Sejauh yang saya pahami dari
petunjuk guru saya, Bapak kyai tanjung. Tentang bekerja untuk ahirat, kita
dianjurkan untuk bekerja keras, dibarengi dengan mempelajari dan mengefaluasi
apa yang sudah kita lakukan. Menjadi professional dibidangnya masing-masing.
Jika pedagang tentu kita harus paham pasar dan penghitungan untung rugi, Tempat
potensial dan lain sebagainya. Menghitung anggaran modal dan menentukan harga
jual dan seterusnya. Semua itu dibarengi dalam niatan diri kembali kepada
Tuhan, niatan untuk mengembangkan potensi, sehingga yang kita rasakaan saat
berdagang tidak semata keruwetan berdunia.
Dan jika kita mengalami kerugian,
kita langsung bisa mengefaluasi kekurangan kita. Apakah tempat yang digunakan
berdagang ini strategis, atau mungkin produk saya kurang menjual, apa yang
membuat konsumen kurang meminati produk saya,
bahkan bisa jadi kita perlu melakukan pendekatan-pendekatan berupa
promosi dan kuis.
Berbeda dengan niatannya yang
hanya untung rugi semata, kita akan cenderung putus asa saat mengalami
kerugian, beralih profesi, gagal lagi, dan seterusnya. Jika sudah demikian,
terasa jiwa yang kosong, hidup semakin mencekik, keinginan hidup sejahtera,
namun apa daya, tuhan tidak adil.
LALU, BAGAIMANA KISAH ANDA BISA
SAMPAI KE KOTA NGANJUK INI? Tanya saya kali ini bersimpati. “Saya baru jualan
tiga mingguan mas”. “ Ini saja penutup gerobaknya baru kemaren saya buat,
sebelumnya tidk ada, jika panas aku
berteduh di bawah gerobak itu”. Ujarnya sembari menunjuk-nunjuk dinding gerobak
depan.
Kali ini saya memerhatian gerobak
yang memang terlhat baru. Baner juga masih terlihat mengkilap baru. “ Ini saya
di bikinkan temen saya banernya, gerobak dibikinkan, saya orangnya tidak punya
apa-apa mas, hanya ikut teman, dibantu teman”.
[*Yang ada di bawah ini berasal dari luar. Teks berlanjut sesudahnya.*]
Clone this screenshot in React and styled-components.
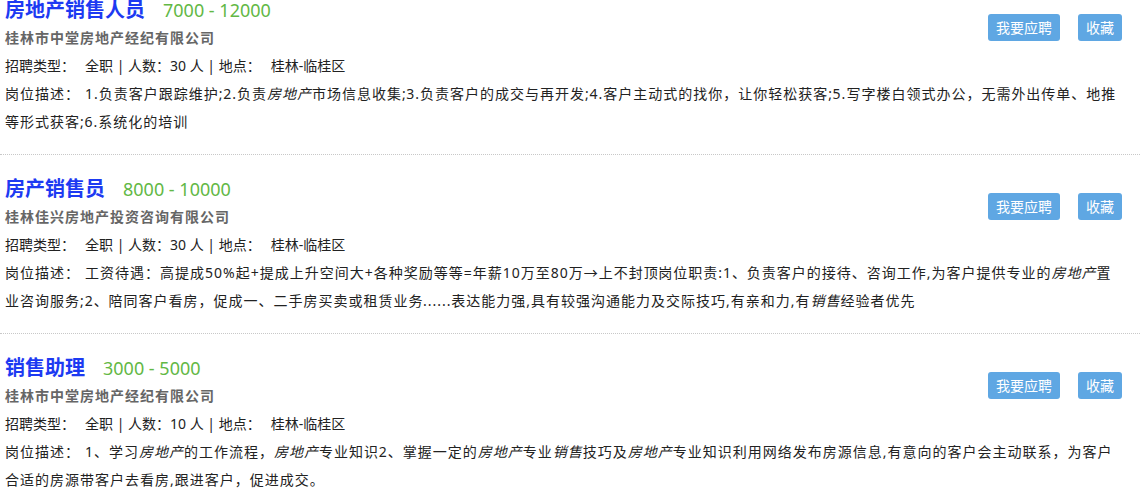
import React from 'react';
import styled, { createGlobalStyle } from 'styled-components';

const GlobalStyle = createGlobalStyle`
  html, body {
    margin: 0;
    padding: 0;
    background: #fff;
    overflow: hidden;
  }
  body {
    font-family: "Noto Sans", "Noto Sans CJK SC", sans-serif;
    font-size: 14px;
    color: #333;
  }
`;

const JobList = styled.ul`
  list-style: none;
  margin: -4px 0 0;
  padding: 0;
  width: 1140px;
`;

const JobItem = styled.li`
  padding: 20px 18px 18px 5px;
  border-bottom: 1px dotted #c8c8c8;

  &:first-child {
    padding-top: 0;
  }
`;

const Head = styled.div`
  display: flex;
  justify-content: space-between;
  align-items: flex-start;
`;

const HeadMain = styled.div`
  display: flex;
  flex-direction: column;
`;

const TitleRow = styled.div`
  display: flex;
  align-items: baseline;
  height: 28px;
  line-height: 28px;
`;

const JobTitle = styled.a`
  font-size: 20px;
  font-weight: bold;
  color: #1d3af2;
  text-decoration: none;
`;

const Salary = styled.span`
  margin-left: 18px;
  font-size: 18px;
  color: #62b845;
`;

const Company = styled.div`
  line-height: 28px;
  font-weight: bold;
  color: #666;
  letter-spacing: 1px;
`;

const Actions = styled.div`
  display: flex;
  gap: 18px;
  margin-top: 18px;
`;

const ActionButton = styled.button`
  height: 27px;
  padding: 0 8px;
  border: none;
  border-radius: 3px;
  background: #5fa7e3;
  color: #fff;
  font-family: "Noto Sans CJK SC", sans-serif;
  font-size: 14px;
  line-height: 27px;
  cursor: pointer;
`;

const InfoLine = styled.p`
  margin: 0;
  line-height: 28px;
  color: #222;
`;

const DescLine = styled.p`
  margin: 0;
  line-height: 28px;
  color: #222;
  letter-spacing: 1px;
  word-spacing: -5px;
`;

const Label = styled.span`
  margin-right: ${(p) => p.$gap || 10}px;
`;

const Key = styled.i`
  font-style: italic;
`;

const jobs = [
  {
    title: '房地产销售人员',
    salary: '7000 - 12000',
    company: '桂林市中堂房地产经纪有限公司',
    count: 30,
    desc: (
      <>
        1.负责客户跟踪维护; 2.负责<Key>房地产</Key>市场信息收集; 3.负责客户的成交与再开发; 4.客户主动式的找你，让你轻松获客; 5.写字楼白领式办公，无需外出传单、地推等形式获客; 6.系统化的培训
      </>
    ),
  },
  {
    title: '房产销售员',
    salary: '8000 - 10000',
    company: '桂林佳兴房地产投资咨询有限公司',
    count: 30,
    desc: (
      <>
        工资待遇：高提成50%起+提成上升空间大+各种奖励等等=年薪10万至80万→上不封顶 岗位职责:1、 负责客户的接待、咨询工作,为客户提供专业的<Key>房地产</Key>置业咨询服务;2、 陪同客户看房，促成一、二手房买卖或租赁业务 ...... 表达能力强,具有较强沟通能力及交际技巧,有亲和力,有<Key>销售</Key>经验者优先
      </>
    ),
  },
  {
    title: '销售助理',
    salary: '3000 - 5000',
    company: '桂林市中堂房地产经纪有限公司',
    count: 10,
    desc: (
      <>
        1、学习<Key>房地产</Key>的工作流程，<Key>房地产</Key>专业知识 2、掌握一定的<Key>房地产</Key>专业<Key>销售</Key>技巧及<Key>房地产</Key>专业知识利用网络发布房源信息,有意向的客户会主动联系，为客户合适的房源带客户去看房,跟进客户，促进成交。
      </>
    ),
  },
];

const App = () => {
  return (
    <>
      <GlobalStyle />
      <JobList>
        {jobs.map((job) => (
          <JobItem key={job.title}>
            <Head>
              <HeadMain>
                <TitleRow>
                  <JobTitle href="#">{job.title}</JobTitle>
                  <Salary>{job.salary}</Salary>
                </TitleRow>
                <Company>{job.company}</Company>
              </HeadMain>
              <Actions>
                <ActionButton>我要应聘</ActionButton>
                <ActionButton>收藏</ActionButton>
              </Actions>
            </Head>
            <InfoLine>
              <Label>招聘类型：</Label>全职 | 人数：{job.count} 人 | 地点：<Label />桂林-临桂区
            </InfoLine>
            <DescLine>
              <Label $gap={5}>岗位描述：</Label>
              {job.desc}
            </DescLine>
          </JobItem>
        ))}
      </JobList>
    </>
  );
};

export default App;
Ada cerita lucu yang beliau
tuturkan sore itu. “ Hari pertama saya juga bingung, biasanya kalau orang
Surabaya jualan es, di wadahi plastic dan sedotan, udah. Nah, kemaren, ada yang
pesan tiga, dibungkus. Sepontan saya gemetar, bingung, bagaimana cara mengikat
plastik. Saya coba dengan tangan gemetar tetep gak bisa, akhirnya saya bilang
sama si pembeli, saya minta diajari bagaimana megikat plastic dengan karet.
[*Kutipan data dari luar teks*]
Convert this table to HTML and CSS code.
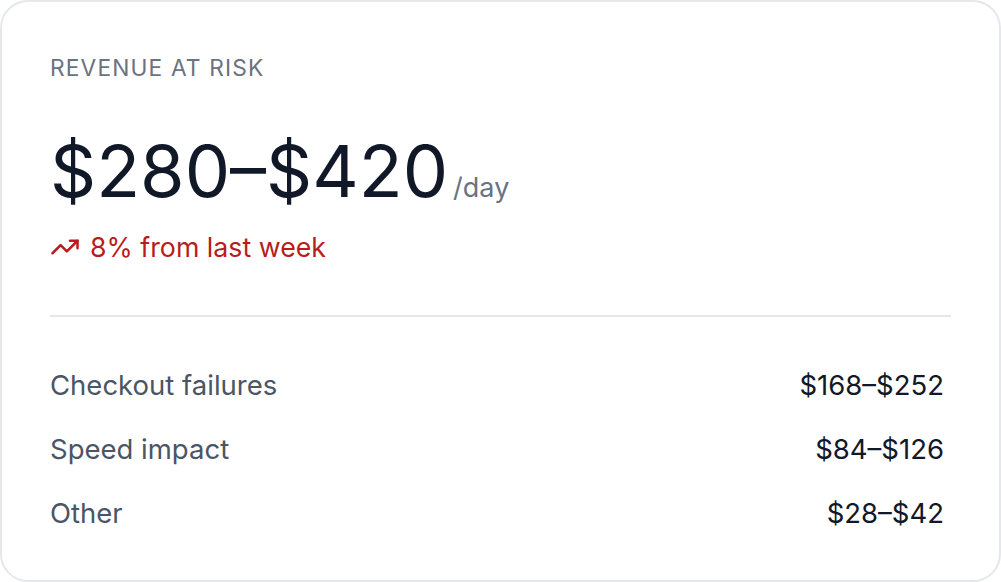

Sepontan juga saya tertawa
mendengar tutur ceritanya, saya salut dengan kegigihannya, yang penting
dikerjaan dulu. Namun, disisi lain, muncul perasaan simpatik dengan beliau,
saya mencoba mengaitkan cara beliau mengambil sebuah keputusan dengan penerapan
pendidikan yang beliau dapatkan selama ini.
Maksut saya, pendidikan adalah
kepedulian dan diterapkan menjadi kebiasaan. Saya tidak pernah berjualan es,
tapi saya pernah mengikat plastic dengan karet. Saya tidak pernah jualan cendol
tapi saya bisa mengisi es cendol ke dalam plastic.
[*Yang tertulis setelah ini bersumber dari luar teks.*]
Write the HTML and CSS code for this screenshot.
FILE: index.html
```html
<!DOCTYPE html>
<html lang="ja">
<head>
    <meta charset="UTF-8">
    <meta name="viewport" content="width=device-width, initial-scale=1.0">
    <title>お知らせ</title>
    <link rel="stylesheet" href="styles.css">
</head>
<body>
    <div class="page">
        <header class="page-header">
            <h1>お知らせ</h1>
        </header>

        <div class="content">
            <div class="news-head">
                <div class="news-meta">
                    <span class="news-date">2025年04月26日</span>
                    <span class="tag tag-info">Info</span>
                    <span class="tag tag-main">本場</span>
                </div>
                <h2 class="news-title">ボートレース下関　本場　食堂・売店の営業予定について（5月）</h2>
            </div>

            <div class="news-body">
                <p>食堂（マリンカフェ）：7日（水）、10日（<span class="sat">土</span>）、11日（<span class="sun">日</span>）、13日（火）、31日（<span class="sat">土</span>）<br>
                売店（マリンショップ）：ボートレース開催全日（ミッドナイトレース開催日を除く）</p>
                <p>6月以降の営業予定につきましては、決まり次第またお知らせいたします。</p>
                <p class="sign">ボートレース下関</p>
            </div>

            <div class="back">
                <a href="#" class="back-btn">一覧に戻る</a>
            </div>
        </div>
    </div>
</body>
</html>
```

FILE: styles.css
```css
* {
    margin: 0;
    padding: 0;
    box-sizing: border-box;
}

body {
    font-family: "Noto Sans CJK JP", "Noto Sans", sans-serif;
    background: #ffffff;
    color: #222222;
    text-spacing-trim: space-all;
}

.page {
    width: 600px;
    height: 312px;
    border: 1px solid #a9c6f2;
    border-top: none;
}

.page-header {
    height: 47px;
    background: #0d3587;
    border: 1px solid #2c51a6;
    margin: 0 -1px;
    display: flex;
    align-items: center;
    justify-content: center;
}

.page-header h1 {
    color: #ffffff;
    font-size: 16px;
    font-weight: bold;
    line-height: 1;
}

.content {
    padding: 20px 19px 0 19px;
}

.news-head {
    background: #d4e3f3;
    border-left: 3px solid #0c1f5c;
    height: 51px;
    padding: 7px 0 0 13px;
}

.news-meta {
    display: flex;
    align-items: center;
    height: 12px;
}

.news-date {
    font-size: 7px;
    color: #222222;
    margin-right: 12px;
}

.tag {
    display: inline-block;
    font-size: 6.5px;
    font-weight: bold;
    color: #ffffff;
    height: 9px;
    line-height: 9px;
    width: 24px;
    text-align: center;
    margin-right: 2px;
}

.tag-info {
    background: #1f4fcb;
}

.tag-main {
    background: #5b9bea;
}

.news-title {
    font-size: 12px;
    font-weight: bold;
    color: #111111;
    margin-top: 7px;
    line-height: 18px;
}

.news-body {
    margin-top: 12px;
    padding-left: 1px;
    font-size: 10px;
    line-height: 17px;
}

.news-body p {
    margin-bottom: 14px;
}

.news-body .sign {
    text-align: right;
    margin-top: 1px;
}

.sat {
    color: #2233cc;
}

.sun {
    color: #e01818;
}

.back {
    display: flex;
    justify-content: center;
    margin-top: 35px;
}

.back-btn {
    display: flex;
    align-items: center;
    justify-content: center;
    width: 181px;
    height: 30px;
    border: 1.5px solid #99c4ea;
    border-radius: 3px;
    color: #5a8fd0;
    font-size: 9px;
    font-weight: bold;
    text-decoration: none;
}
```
Ilmu katon, istilah jawa yang
sering saya dengar.Pekerjaan yang terlihat mata itu semua orang pasti bisa
melakukan , caranya ya meniru, mempraktikkan .
Disisi lain, ternyata inilah
manfaat luar biasa jika kita sedikit saja mau melihat potensi-potensi di
sekitar kita. Tanggap dengan lingkungan, jika sudah menjadi kebiasaan tentu
akan memudahkan diri kita sendiri, orang lain akan menyebut kita “cerdas”.
Kreatif akan muncul seiring kebiasaan kita mau melihat peluang.